There’s also a waste difference that sustainability teams notice. Platter catering is ordered by guesswork and over-caters by design; what isn’t eaten is binned. Cooked-to-order service produces what gets ordered. For companies reporting on waste targets, that’s a line item worth mentioning in the post-event wrap.
The honest verdict: keep delivery for the Tuesday board lunch. The moment the goal is morale, celebration or impressing someone, cooked-on-site wins and it isn’t close.
A corporate event timeline that actually runs on time
A standard 150-person office function, the way we run it. We arrive 90 minutes before service and set up self-sufficiently while your day continues. Service opens on the hour you set, and the first thirty minutes absorb the rush; a prepped truck clears 100 plus mains an hour, so even a synchronised lunch break doesn’t form a queue worth complaining about. Dietary orders are flagged at the window and handled without ceremony, so the coeliac developer isn’t conducting a public interview about ingredients. Service runs the agreed window, we pack down, and your facilities team finds the car park exactly as it was.
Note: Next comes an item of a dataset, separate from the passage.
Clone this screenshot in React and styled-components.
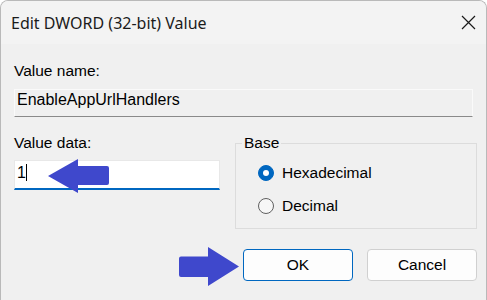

One supplier, one invoice, no venue, no hire company, no washing up. Procurement-friendly paperwork (insurance, registration, allergen matrices) is supplied before you ask.
Conclusion
Corporate catering is a culture decision disguised as a procurement task. Feed people memorably and the event does its real job: people talk, mix and leave in a better mood about where they work. If your next staff event deserves better than the beige platter, send us the date and headcount. We’ll bring the kitchen.
Frequently Asked Questions
How much notice do you need for a corporate event? Two to four weeks for most events. December functions should book by early October, and large events of 300 plus benefit from six weeks for menu planning.
Can you cater inside office buildings? The truck needs outdoor or loading dock access, but we also deliver cocktail-style catering with staff for indoor functions. Many clients combine both.
Do you invoice and handle corporate payment terms? Yes. We work with standard corporate invoicing and can provide insurance and food safety documentation for procurement teams.
Can staff order individually from the truck? Yes, that’s the classic format. You set the budget and menu range; staff order what they want at the window. It feels like a perk, not a function.
What if our headcount changes after booking? Numbers can be adjusted up to an agreed date before the event, usually one week out. We confirm final catering numbers with you in the lead-up.